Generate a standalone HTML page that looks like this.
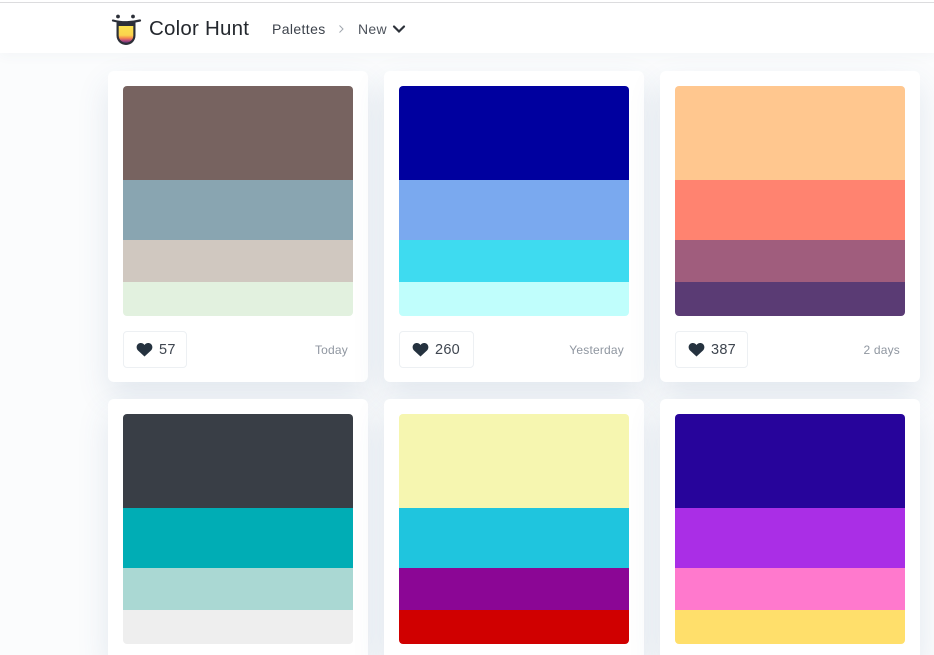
<!DOCTYPE html>
<html><head><meta charset="utf-8"><style>
html,body{margin:0;padding:0;width:934px;height:655px;overflow:hidden;background:#fbfcfd;font-family:"Liberation Sans",sans-serif}
#root{position:relative;width:934px;height:655px;overflow:hidden;background:#fbfcfd}
.abs{position:absolute}
#hdr{position:absolute;left:0;top:0;width:934px;height:53px;background:#fff;z-index:3;box-shadow:0 3px 12px rgba(40,70,110,.04)}
#hdr i{position:absolute;left:0;top:2px;width:934px;height:1px;background:#dcdcde}
.card{position:absolute;width:260px;height:311px;background:#fff;border-radius:6px;box-shadow:0 14px 32px rgba(55,90,140,.13)}
.card.low{height:256px;border-radius:6px 6px 0 0}
.pal{position:absolute;left:15px;top:15px;width:230px;height:230px;border-radius:4px;overflow:hidden}
.pal div{width:230px}
.a{height:94px}.b{height:60px}.c{height:42px}.d{height:34px}
.like{position:absolute;left:15px;top:260px;height:37px;box-sizing:border-box;border:1px solid #edf0f3;border-radius:4px;background:#fff}
.like svg{position:absolute;left:12px;top:10px}
.like span{position:absolute;left:35px;top:9px;font-size:14.5px;line-height:18px;color:#3f4650;letter-spacing:.25px}
.t{position:absolute;right:20px;top:271px;font-size:12px;line-height:16px;color:#8f96a0;letter-spacing:.2px}
</style></head><body><div id="root">
<div id="hdr"><i></i></div>
<svg class="abs" style="left:110px;top:12px;z-index:4" width="32" height="34" viewBox="0 0 32 34">
<defs><linearGradient id="g" x1="0" y1="0" x2="0" y2="1"><stop offset="0" stop-color="#fbe24e"/><stop offset=".55" stop-color="#fbd34e"/><stop offset=".72" stop-color="#f6874f"/><stop offset=".85" stop-color="#c2507a"/><stop offset="1" stop-color="#5a3278"/></linearGradient></defs>
<circle cx="8" cy="4.500" r="1.900" fill="#2c2f38"/><circle cx="23" cy="4.500" r="1.900" fill="#2c2f38"/>
<path d="M3 8.500Q15.500 12 30 8.500" fill="none" stroke="#2c2f38" stroke-width="2.200" stroke-linecap="round"/>
<path d="M6.500 10.500H25.500V23.500A9.500 9.500 0 0 1 6.500 23.500Z" fill="#2c2f38"/>
<path d="M8.700 14H23.300V23.500A7.300 7.300 0 0 1 8.700 23.500Z" fill="url(#g)"/>
</svg>
<div class="abs" style="left:149px;top:16px;font-size:20.500px;line-height:26px;color:#24282e;letter-spacing:.22px;z-index:4">Color Hunt</div>
<div class="abs" style="left:272px;top:20px;font-size:14px;line-height:18px;color:#3c424b;letter-spacing:.38px;z-index:4">Palettes</div>
<svg class="abs" style="left:338px;top:24px;z-index:4" width="7" height="10" viewBox="0 0 7 10"><path d="M1.500 1.500L5 5L1.500 8.500" fill="none" stroke="#a0a6ae" stroke-width="1"/></svg>
<div class="abs" style="left:358px;top:20px;font-size:14px;line-height:18px;color:#4d535c;letter-spacing:.3px;z-index:4">New</div>
<svg class="abs" style="left:392px;top:24px;z-index:4" width="14" height="11" viewBox="0 0 14 11"><path d="M2 2.500L7 7.500L12 2.500" fill="none" stroke="#2d323a" stroke-width="2.200" stroke-linecap="round"/></svg>

<div class="card" style="left:108px;top:71px"><div class="pal"><div class="a" style="background:#776360"></div><div class="b" style="background:#89a5b1"></div><div class="c" style="background:#d0c8c0"></div><div class="d" style="background:#e2f1df"></div></div>
<div class="like" style="width:64px"><svg width="17" height="15" viewBox="0 0 17 15"><path d="M8.500 14.500L2 8.500C-.5 6 .5 1.500 4.200 1C6 .8 7.500 1.600 8.500 3C9.500 1.600 11 .8 12.800 1C16.500 1.500 17.500 6 15 8.500Z" fill="#25323f"/></svg><span>57</span></div><div class="t">Today</div></div>

<div class="card" style="left:384px;top:71px"><div class="pal"><div class="a" style="background:#00009f"></div><div class="b" style="background:#7aa9ef"></div><div class="c" style="background:#3edbf0"></div><div class="d" style="background:#c0fefc"></div></div>
<div class="like" style="width:75px"><svg width="17" height="15" viewBox="0 0 17 15"><path d="M8.500 14.500L2 8.500C-.5 6 .5 1.500 4.200 1C6 .8 7.500 1.600 8.500 3C9.500 1.600 11 .8 12.800 1C16.500 1.500 17.500 6 15 8.500Z" fill="#25323f"/></svg><span>260</span></div><div class="t">Yesterday</div></div>

<div class="card" style="left:660px;top:71px"><div class="pal"><div class="a" style="background:#ffc78f"></div><div class="b" style="background:#ff8370"></div><div class="c" style="background:#a05d7d"></div><div class="d" style="background:#5a3b74"></div></div>
<div class="like" style="width:73px"><svg width="17" height="15" viewBox="0 0 17 15"><path d="M8.500 14.500L2 8.500C-.5 6 .5 1.500 4.200 1C6 .8 7.500 1.600 8.500 3C9.500 1.600 11 .8 12.800 1C16.500 1.500 17.500 6 15 8.500Z" fill="#25323f"/></svg><span>387</span></div><div class="t">2 days</div></div>

<div class="card low" style="left:108px;top:399px"><div class="pal"><div class="a" style="background:#393e46"></div><div class="b" style="background:#00adb5"></div><div class="c" style="background:#aad8d3"></div><div class="d" style="background:#eeeeee"></div></div></div>
<div class="card low" style="left:384px;top:399px"><div class="pal"><div class="a" style="background:#f6f6b0"></div><div class="b" style="background:#1fc5de"></div><div class="c" style="background:#8b0695"></div><div class="d" style="background:#d00000"></div></div></div>
<div class="card low" style="left:660px;top:399px"><div class="pal"><div class="a" style="background:#27049b"></div><div class="b" style="background:#aa2ee6"></div><div class="c" style="background:#ff79cd"></div><div class="d" style="background:#ffdf6b"></div></div></div>
</div></body></html>
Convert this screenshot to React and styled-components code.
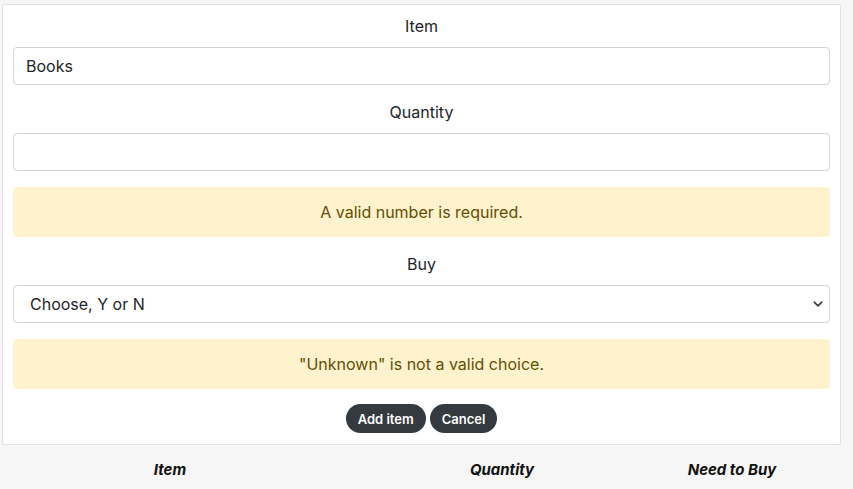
────────
-- WHAT IS EXPECTED --
Go through the material line by line. Show each line that contains the string "this".

-- OUTPUT BELOW --
Generate a standalone HTML page that looks like this.
Convert this screenshot to React and styled-components code.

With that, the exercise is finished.